Reading About History
I spent most of the weekend under the weather, and I still felt that way when I woke up this morning — congested, scratchy-throated, tired, generally miserable. So I called in sick and also postponed an interview with the New Jersey attorney general’s office that was supposed to be this afternoon. I’ve moved the interview to Wednesday.

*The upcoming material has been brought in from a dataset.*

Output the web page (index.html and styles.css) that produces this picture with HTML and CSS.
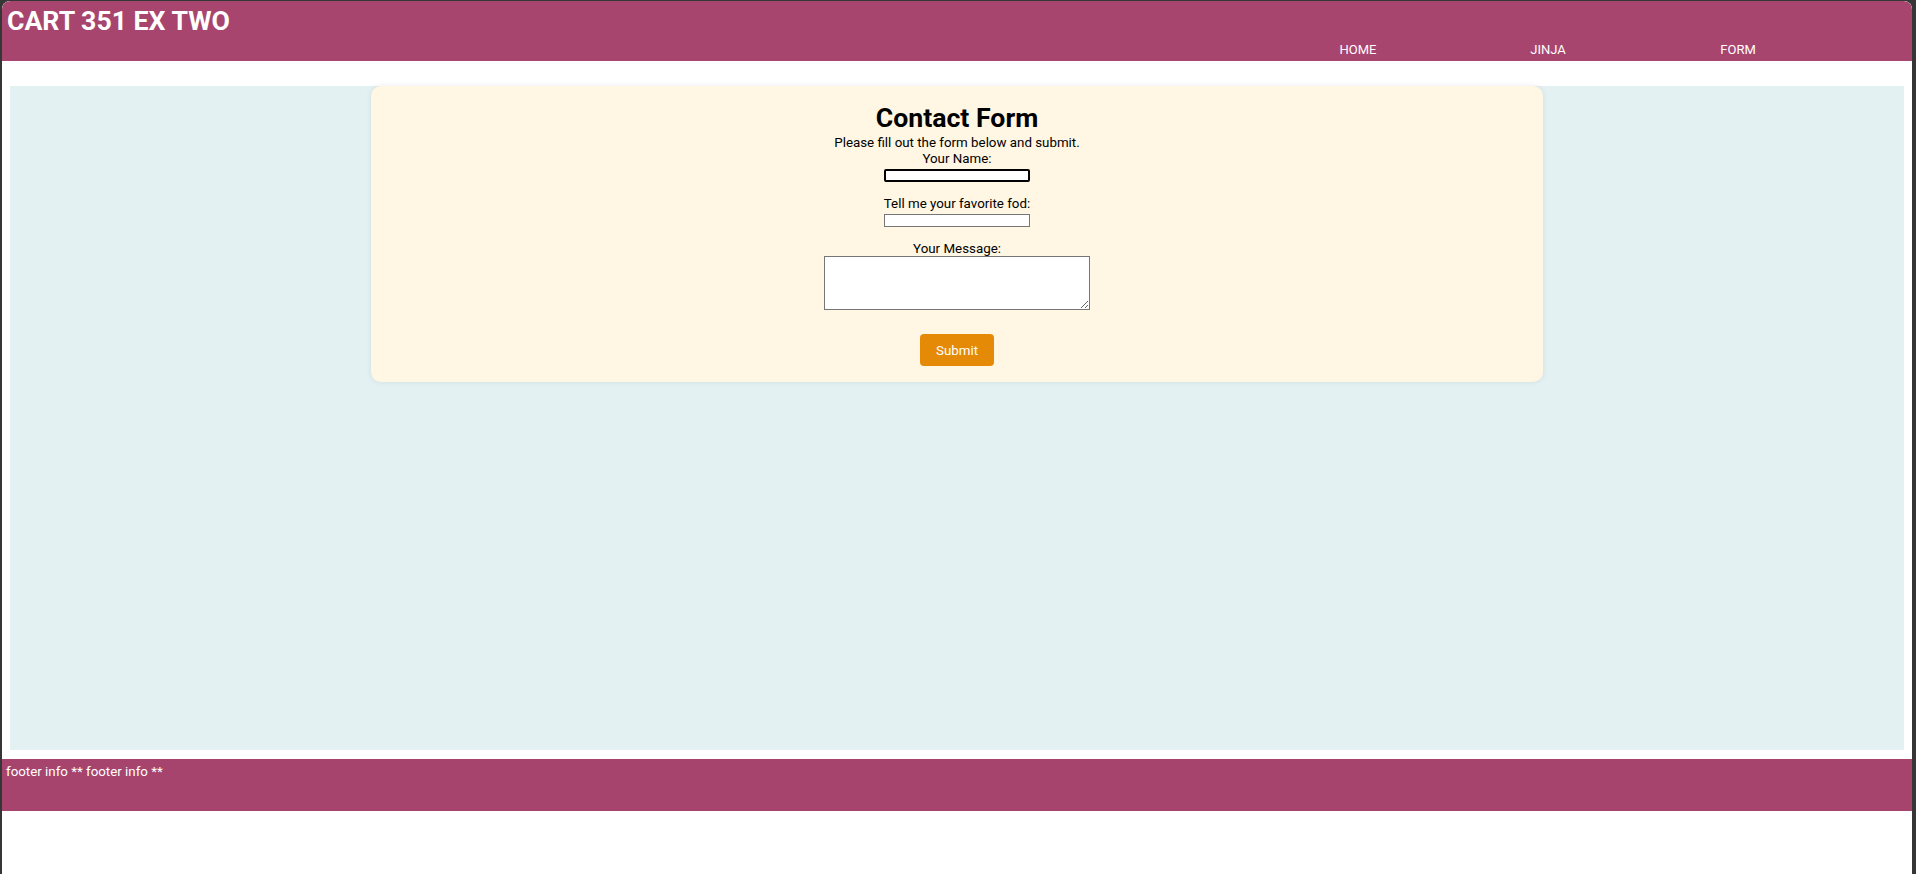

I wound up having an incredibly pleasant day — essentially, I’ve stayed in bed all day, reading Battle Cry of Freedom. After two days I’m up to page 406 out of 856, which I think is pretty amazing. And it’s renewed my interest in American history. Assorted history books are sitting on my bookcases, some from my college courses and some that I bought at one time or another on impulse; there are a few of them that I’d love to read after I finish this one, including (don’t laugh) The Inner Civil War: Northern Intellectuals and the Crisis of the Union, and David Herbert Donald’s well-received biography, Lincoln, which was published in 1995. I also have this desire to read John Jakes’ North and South trilogy, a three-volume epic of historical fiction that came out, I think, twenty years ago, as well as assorted other books.
That’s pretty much the way my mind works: I get overly enthusiastic about eight million things at once, and I want to read everything now before I lose interest. It’s strange how this great salivating enthusiam for certain things is balanced by a great anxiety that my life is a waste and that time is about to end. Or are they connected? I don’t know.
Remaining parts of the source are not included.